# Problem
Of the lines in the records that follow, how many include the word "this"? Answer with a bare number.

=== Given data ===

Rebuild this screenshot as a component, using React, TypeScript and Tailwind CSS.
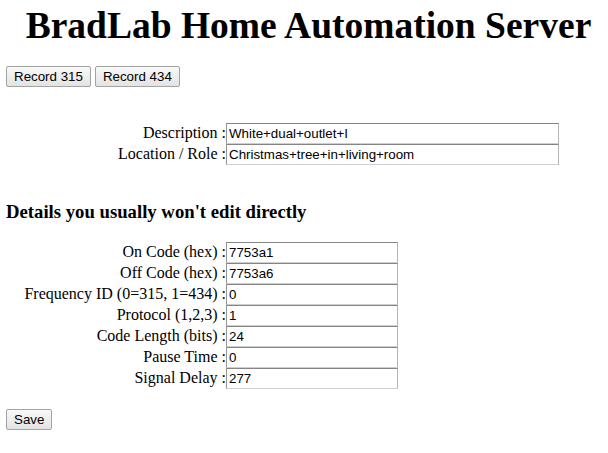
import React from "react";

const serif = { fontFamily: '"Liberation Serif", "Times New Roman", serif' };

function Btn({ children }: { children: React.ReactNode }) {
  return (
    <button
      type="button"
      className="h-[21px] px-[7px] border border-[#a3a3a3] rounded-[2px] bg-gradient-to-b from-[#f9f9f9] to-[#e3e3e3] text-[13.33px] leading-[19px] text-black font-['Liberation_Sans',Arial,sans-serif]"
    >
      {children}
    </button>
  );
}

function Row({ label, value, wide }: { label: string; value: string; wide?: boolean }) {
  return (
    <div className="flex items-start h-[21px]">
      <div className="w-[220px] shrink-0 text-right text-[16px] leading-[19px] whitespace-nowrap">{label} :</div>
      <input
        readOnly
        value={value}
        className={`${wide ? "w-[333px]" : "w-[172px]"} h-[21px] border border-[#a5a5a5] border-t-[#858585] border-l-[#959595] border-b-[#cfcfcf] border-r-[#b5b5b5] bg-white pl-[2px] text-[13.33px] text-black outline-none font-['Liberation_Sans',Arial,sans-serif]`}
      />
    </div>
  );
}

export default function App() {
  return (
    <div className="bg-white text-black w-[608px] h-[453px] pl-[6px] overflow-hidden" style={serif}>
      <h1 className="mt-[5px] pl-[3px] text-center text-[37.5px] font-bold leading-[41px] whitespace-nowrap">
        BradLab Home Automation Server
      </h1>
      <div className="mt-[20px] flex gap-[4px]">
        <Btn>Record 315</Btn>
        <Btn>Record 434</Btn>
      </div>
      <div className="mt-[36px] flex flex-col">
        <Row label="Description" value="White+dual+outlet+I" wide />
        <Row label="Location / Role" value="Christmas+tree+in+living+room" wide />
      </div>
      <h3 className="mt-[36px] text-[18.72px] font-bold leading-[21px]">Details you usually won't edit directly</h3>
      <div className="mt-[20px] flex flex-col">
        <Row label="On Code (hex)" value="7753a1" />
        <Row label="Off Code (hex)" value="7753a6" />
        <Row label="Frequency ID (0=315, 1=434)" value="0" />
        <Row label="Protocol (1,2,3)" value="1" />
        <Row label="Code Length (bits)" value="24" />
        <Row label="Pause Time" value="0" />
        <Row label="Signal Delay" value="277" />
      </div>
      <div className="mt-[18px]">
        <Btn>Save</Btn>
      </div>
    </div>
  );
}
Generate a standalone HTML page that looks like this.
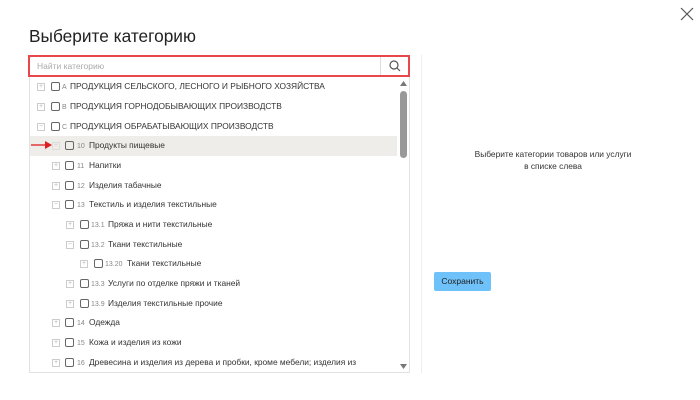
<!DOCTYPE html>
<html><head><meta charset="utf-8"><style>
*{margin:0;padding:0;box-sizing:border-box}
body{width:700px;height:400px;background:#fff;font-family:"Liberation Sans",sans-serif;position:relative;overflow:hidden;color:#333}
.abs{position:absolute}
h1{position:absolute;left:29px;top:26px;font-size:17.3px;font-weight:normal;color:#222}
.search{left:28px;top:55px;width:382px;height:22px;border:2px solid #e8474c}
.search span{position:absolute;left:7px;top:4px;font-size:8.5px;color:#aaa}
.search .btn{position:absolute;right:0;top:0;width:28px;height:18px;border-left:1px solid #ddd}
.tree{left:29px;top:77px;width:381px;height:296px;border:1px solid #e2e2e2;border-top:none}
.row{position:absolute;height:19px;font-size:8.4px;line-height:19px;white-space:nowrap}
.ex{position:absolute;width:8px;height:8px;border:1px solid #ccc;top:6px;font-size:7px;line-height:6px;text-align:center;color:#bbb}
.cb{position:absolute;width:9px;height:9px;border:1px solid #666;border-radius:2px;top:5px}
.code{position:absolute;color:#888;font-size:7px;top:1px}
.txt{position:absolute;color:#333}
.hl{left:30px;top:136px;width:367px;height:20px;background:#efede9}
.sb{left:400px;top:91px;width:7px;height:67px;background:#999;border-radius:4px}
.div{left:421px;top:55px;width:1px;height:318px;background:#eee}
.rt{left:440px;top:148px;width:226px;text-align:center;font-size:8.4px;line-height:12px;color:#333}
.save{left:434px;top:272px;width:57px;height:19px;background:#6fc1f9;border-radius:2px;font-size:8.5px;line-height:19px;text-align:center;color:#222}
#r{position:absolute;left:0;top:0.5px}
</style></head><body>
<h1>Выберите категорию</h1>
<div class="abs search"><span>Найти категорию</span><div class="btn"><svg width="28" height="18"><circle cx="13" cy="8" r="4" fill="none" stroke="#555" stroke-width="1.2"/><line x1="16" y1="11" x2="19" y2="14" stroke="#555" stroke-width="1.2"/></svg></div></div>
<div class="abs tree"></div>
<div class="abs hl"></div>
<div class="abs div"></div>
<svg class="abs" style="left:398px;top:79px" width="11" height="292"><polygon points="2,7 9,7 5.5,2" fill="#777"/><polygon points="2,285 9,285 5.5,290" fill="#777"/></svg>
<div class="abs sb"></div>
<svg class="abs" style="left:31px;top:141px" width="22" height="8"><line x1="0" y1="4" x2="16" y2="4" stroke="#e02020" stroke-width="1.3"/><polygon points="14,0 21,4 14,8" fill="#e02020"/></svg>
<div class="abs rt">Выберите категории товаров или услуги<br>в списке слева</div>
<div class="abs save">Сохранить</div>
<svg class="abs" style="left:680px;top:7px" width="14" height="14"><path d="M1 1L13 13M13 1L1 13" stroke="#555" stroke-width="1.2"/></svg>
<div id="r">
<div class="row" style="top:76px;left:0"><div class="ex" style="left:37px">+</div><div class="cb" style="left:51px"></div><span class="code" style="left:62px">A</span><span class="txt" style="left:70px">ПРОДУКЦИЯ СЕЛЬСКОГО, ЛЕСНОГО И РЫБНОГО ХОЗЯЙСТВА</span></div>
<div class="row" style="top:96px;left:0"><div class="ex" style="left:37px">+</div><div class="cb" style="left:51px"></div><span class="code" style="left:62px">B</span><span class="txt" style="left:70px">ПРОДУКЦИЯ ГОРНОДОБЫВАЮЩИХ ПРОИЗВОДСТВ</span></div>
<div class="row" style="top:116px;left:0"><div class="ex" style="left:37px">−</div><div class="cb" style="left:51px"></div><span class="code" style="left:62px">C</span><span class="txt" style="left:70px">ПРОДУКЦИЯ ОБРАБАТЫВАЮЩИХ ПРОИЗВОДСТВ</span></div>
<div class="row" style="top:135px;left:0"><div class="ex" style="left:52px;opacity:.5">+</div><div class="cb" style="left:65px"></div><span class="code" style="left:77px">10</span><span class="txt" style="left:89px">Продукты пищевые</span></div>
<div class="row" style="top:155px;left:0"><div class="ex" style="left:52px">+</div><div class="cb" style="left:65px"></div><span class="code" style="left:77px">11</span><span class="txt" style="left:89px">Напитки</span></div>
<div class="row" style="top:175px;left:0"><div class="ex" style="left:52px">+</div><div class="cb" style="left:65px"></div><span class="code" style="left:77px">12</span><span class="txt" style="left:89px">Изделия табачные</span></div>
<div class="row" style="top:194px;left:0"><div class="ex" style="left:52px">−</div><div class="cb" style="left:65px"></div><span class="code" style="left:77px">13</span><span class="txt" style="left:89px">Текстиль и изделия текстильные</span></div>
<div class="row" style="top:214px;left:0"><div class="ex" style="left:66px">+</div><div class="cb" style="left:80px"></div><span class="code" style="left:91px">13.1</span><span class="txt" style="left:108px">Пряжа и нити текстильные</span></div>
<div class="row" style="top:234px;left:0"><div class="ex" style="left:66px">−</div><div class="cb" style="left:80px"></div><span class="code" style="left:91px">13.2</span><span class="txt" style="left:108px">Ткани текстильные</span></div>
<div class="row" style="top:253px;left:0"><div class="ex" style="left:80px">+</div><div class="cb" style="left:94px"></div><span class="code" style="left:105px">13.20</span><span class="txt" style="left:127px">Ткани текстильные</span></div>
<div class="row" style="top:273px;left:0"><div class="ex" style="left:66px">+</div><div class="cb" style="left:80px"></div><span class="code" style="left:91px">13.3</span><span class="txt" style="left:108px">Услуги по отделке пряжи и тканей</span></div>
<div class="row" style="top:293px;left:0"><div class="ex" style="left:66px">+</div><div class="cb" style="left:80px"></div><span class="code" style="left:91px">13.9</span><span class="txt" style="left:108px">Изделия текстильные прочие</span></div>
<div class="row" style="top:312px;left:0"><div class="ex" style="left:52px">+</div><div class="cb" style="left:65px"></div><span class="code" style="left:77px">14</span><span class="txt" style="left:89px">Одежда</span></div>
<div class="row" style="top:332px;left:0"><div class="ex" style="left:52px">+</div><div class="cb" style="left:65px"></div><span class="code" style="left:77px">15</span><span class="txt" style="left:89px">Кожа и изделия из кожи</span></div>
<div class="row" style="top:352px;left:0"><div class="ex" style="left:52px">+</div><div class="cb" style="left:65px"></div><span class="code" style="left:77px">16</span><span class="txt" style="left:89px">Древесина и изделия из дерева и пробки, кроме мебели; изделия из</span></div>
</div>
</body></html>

===

# Written solution
2